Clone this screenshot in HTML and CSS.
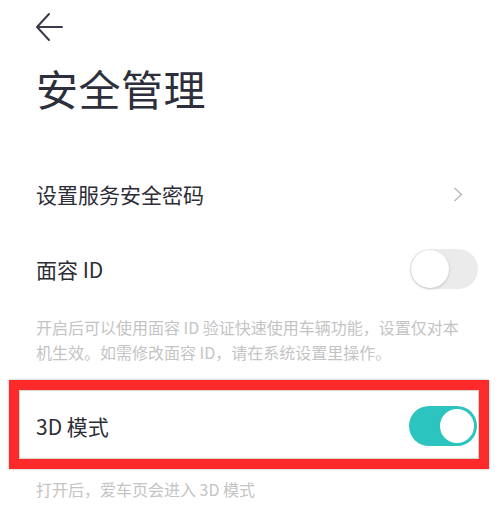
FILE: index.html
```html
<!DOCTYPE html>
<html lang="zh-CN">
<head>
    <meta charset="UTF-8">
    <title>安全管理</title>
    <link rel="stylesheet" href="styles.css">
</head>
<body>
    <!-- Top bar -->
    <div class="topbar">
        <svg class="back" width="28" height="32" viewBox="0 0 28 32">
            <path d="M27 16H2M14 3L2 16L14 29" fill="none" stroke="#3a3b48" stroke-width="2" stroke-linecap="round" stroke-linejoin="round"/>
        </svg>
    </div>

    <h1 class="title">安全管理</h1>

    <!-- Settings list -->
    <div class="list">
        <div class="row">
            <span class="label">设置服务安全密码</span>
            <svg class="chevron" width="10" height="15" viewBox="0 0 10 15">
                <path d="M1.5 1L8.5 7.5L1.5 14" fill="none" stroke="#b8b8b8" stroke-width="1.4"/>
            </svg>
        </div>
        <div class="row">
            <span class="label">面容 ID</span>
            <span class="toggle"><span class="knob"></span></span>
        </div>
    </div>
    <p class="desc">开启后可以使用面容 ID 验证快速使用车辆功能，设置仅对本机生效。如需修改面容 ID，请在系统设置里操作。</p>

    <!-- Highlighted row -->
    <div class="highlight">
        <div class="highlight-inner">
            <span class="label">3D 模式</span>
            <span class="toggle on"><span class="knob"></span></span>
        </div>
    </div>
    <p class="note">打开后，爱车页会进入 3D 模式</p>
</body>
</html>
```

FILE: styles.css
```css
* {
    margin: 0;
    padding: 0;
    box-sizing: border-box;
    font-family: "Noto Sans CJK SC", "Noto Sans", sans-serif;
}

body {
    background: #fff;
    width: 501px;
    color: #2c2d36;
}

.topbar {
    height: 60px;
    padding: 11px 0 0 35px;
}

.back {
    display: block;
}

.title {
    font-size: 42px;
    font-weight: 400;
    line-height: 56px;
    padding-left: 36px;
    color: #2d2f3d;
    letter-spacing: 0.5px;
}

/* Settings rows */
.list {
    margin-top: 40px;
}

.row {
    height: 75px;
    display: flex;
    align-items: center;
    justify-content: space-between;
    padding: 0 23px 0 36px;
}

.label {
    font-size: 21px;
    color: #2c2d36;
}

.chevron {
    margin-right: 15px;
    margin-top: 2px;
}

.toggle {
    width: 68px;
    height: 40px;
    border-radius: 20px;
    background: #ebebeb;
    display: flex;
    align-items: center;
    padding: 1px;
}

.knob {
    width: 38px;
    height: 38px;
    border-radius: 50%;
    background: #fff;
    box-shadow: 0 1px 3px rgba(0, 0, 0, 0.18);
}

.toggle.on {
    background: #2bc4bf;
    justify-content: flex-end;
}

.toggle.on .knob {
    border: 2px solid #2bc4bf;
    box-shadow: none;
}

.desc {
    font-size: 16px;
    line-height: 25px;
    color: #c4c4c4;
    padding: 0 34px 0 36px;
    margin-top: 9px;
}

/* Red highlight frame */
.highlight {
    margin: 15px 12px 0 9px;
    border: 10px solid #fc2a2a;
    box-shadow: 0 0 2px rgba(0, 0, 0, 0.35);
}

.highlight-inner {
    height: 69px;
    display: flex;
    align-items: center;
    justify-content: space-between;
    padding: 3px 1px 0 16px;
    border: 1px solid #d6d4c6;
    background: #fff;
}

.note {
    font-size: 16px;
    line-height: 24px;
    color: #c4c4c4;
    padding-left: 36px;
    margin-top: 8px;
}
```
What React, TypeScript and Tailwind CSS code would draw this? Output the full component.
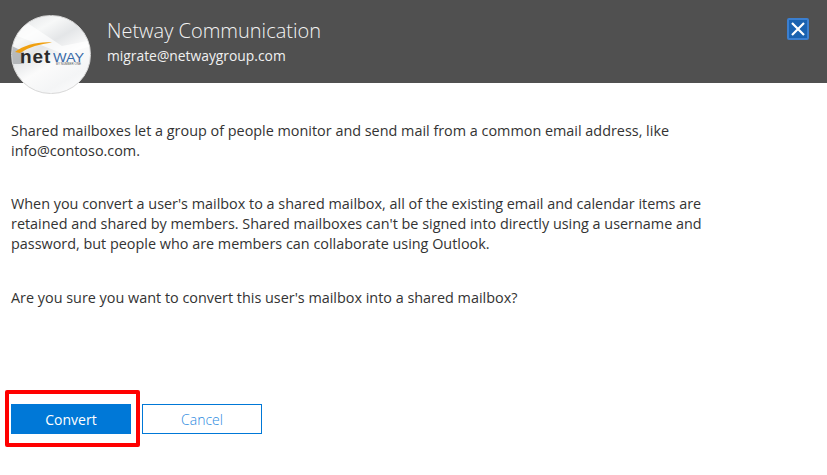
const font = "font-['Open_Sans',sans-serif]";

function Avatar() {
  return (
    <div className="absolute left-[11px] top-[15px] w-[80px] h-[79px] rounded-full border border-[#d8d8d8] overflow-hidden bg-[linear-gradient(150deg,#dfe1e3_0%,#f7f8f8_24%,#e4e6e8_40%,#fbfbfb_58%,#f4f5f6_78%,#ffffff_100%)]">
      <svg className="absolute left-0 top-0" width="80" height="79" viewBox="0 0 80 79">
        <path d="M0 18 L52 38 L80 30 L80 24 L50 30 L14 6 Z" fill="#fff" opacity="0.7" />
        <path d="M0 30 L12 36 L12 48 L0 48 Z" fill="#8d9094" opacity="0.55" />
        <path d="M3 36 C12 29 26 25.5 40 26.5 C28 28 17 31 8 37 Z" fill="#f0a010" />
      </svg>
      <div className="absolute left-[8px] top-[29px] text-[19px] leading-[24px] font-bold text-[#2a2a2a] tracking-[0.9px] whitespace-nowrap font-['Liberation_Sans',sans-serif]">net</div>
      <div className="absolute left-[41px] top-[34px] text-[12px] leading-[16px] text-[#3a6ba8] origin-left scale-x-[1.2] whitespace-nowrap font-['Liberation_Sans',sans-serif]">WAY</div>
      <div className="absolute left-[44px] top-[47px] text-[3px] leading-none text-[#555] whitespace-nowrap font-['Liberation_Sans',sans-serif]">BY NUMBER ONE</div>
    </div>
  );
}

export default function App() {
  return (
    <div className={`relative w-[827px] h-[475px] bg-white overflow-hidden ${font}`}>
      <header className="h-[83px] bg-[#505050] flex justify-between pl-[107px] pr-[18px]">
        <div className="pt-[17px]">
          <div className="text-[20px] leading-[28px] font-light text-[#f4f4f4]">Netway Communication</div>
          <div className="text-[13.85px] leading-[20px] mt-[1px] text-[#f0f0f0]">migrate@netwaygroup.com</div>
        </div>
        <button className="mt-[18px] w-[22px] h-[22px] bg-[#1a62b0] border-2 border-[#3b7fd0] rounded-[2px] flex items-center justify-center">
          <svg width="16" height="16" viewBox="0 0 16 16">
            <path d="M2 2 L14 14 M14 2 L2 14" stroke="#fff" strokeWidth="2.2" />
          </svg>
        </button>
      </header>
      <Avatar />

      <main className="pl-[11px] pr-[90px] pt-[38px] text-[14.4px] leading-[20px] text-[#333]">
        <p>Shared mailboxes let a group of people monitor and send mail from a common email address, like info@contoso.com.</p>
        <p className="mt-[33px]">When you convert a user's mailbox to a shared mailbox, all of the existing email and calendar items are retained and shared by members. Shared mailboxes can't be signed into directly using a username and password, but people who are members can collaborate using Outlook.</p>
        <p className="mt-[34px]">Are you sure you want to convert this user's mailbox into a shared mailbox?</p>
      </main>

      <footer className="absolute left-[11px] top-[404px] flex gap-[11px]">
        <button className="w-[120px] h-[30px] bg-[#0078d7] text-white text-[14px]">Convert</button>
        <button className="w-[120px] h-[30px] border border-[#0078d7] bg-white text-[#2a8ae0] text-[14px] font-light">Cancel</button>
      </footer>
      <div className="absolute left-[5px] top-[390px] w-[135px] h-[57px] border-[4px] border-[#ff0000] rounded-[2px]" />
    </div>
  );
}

════════════════

All the material shown above is to be copied exactly, with no pictures carried over.

Exercise answer.
Clone this screenshot in HTML and CSS.
FILE: index.html
```html
<!DOCTYPE html>
<html lang="zh-CN">
<head>
    <meta charset="UTF-8">
    <title>安全管理</title>
    <link rel="stylesheet" href="styles.css">
</head>
<body>
    <!-- Top bar -->
    <div class="topbar">
        <svg class="back" width="28" height="32" viewBox="0 0 28 32">
            <path d="M27 16H2M14 3L2 16L14 29" fill="none" stroke="#3a3b48" stroke-width="2" stroke-linecap="round" stroke-linejoin="round"/>
        </svg>
    </div>

    <h1 class="title">安全管理</h1>

    <!-- Settings list -->
    <div class="list">
        <div class="row">
            <span class="label">设置服务安全密码</span>
            <svg class="chevron" width="10" height="15" viewBox="0 0 10 15">
                <path d="M1.5 1L8.5 7.5L1.5 14" fill="none" stroke="#b8b8b8" stroke-width="1.4"/>
            </svg>
        </div>
        <div class="row">
            <span class="label">面容 ID</span>
            <span class="toggle"><span class="knob"></span></span>
        </div>
    </div>
    <p class="desc">开启后可以使用面容 ID 验证快速使用车辆功能，设置仅对本机生效。如需修改面容 ID，请在系统设置里操作。</p>

    <!-- Highlighted row -->
    <div class="highlight">
        <div class="highlight-inner">
            <span class="label">3D 模式</span>
            <span class="toggle on"><span class="knob"></span></span>
        </div>
    </div>
    <p class="note">打开后，爱车页会进入 3D 模式</p>
</body>
</html>
```

FILE: styles.css
```css
* {
    margin: 0;
    padding: 0;
    box-sizing: border-box;
    font-family: "Noto Sans CJK SC", "Noto Sans", sans-serif;
}

body {
    background: #fff;
    width: 501px;
    color: #2c2d36;
}

.topbar {
    height: 60px;
    padding: 11px 0 0 35px;
}

.back {
    display: block;
}

.title {
    font-size: 42px;
    font-weight: 400;
    line-height: 56px;
    padding-left: 36px;
    color: #2d2f3d;
    letter-spacing: 0.5px;
}

/* Settings rows */
.list {
    margin-top: 40px;
}

.row {
    height: 75px;
    display: flex;
    align-items: center;
    justify-content: space-between;
    padding: 0 23px 0 36px;
}

.label {
    font-size: 21px;
    color: #2c2d36;
}

.chevron {
    margin-right: 15px;
    margin-top: 2px;
}

.toggle {
    width: 68px;
    height: 40px;
    border-radius: 20px;
    background: #ebebeb;
    display: flex;
    align-items: center;
    padding: 1px;
}

.knob {
    width: 38px;
    height: 38px;
    border-radius: 50%;
    background: #fff;
    box-shadow: 0 1px 3px rgba(0, 0, 0, 0.18);
}

.toggle.on {
    background: #2bc4bf;
    justify-content: flex-end;
}

.toggle.on .knob {
    border: 2px solid #2bc4bf;
    box-shadow: none;
}

.desc {
    font-size: 16px;
    line-height: 25px;
    color: #c4c4c4;
    padding: 0 34px 0 36px;
    margin-top: 9px;
}

/* Red highlight frame */
.highlight {
    margin: 15px 12px 0 9px;
    border: 10px solid #fc2a2a;
    box-shadow: 0 0 2px rgba(0, 0, 0, 0.35);
}

.highlight-inner {
    height: 69px;
    display: flex;
    align-items: center;
    justify-content: space-between;
    padding: 3px 1px 0 16px;
    border: 1px solid #d6d4c6;
    background: #fff;
}

.note {
    font-size: 16px;
    line-height: 24px;
    color: #c4c4c4;
    padding-left: 36px;
    margin-top: 8px;
}
```
What React, TypeScript and Tailwind CSS code would draw this? Output the full component.
const font = "font-['Open_Sans',sans-serif]";

function Avatar() {
  return (
    <div className="absolute left-[11px] top-[15px] w-[80px] h-[79px] rounded-full border border-[#d8d8d8] overflow-hidden bg-[linear-gradient(150deg,#dfe1e3_0%,#f7f8f8_24%,#e4e6e8_40%,#fbfbfb_58%,#f4f5f6_78%,#ffffff_100%)]">
      <svg className="absolute left-0 top-0" width="80" height="79" viewBox="0 0 80 79">
        <path d="M0 18 L52 38 L80 30 L80 24 L50 30 L14 6 Z" fill="#fff" opacity="0.7" />
        <path d="M0 30 L12 36 L12 48 L0 48 Z" fill="#8d9094" opacity="0.55" />
        <path d="M3 36 C12 29 26 25.5 40 26.5 C28 28 17 31 8 37 Z" fill="#f0a010" />
      </svg>
      <div className="absolute left-[8px] top-[29px] text-[19px] leading-[24px] font-bold text-[#2a2a2a] tracking-[0.9px] whitespace-nowrap font-['Liberation_Sans',sans-serif]">net</div>
      <div className="absolute left-[41px] top-[34px] text-[12px] leading-[16px] text-[#3a6ba8] origin-left scale-x-[1.2] whitespace-nowrap font-['Liberation_Sans',sans-serif]">WAY</div>
      <div className="absolute left-[44px] top-[47px] text-[3px] leading-none text-[#555] whitespace-nowrap font-['Liberation_Sans',sans-serif]">BY NUMBER ONE</div>
    </div>
  );
}

export default function App() {
  return (
    <div className={`relative w-[827px] h-[475px] bg-white overflow-hidden ${font}`}>
      <header className="h-[83px] bg-[#505050] flex justify-between pl-[107px] pr-[18px]">
        <div className="pt-[17px]">
          <div className="text-[20px] leading-[28px] font-light text-[#f4f4f4]">Netway Communication</div>
          <div className="text-[13.85px] leading-[20px] mt-[1px] text-[#f0f0f0]">migrate@netwaygroup.com</div>
        </div>
        <button className="mt-[18px] w-[22px] h-[22px] bg-[#1a62b0] border-2 border-[#3b7fd0] rounded-[2px] flex items-center justify-center">
          <svg width="16" height="16" viewBox="0 0 16 16">
            <path d="M2 2 L14 14 M14 2 L2 14" stroke="#fff" strokeWidth="2.2" />
          </svg>
        </button>
      </header>
      <Avatar />

      <main className="pl-[11px] pr-[90px] pt-[38px] text-[14.4px] leading-[20px] text-[#333]">
        <p>Shared mailboxes let a group of people monitor and send mail from a common email address, like info@contoso.com.</p>
        <p className="mt-[33px]">When you convert a user's mailbox to a shared mailbox, all of the existing email and calendar items are retained and shared by members. Shared mailboxes can't be signed into directly using a username and password, but people who are members can collaborate using Outlook.</p>
        <p className="mt-[34px]">Are you sure you want to convert this user's mailbox into a shared mailbox?</p>
      </main>

      <footer className="absolute left-[11px] top-[404px] flex gap-[11px]">
        <button className="w-[120px] h-[30px] bg-[#0078d7] text-white text-[14px]">Convert</button>
        <button className="w-[120px] h-[30px] border border-[#0078d7] bg-white text-[#2a8ae0] text-[14px] font-light">Cancel</button>
      </footer>
      <div className="absolute left-[5px] top-[390px] w-[135px] h-[57px] border-[4px] border-[#ff0000] rounded-[2px]" />
    </div>
  );
}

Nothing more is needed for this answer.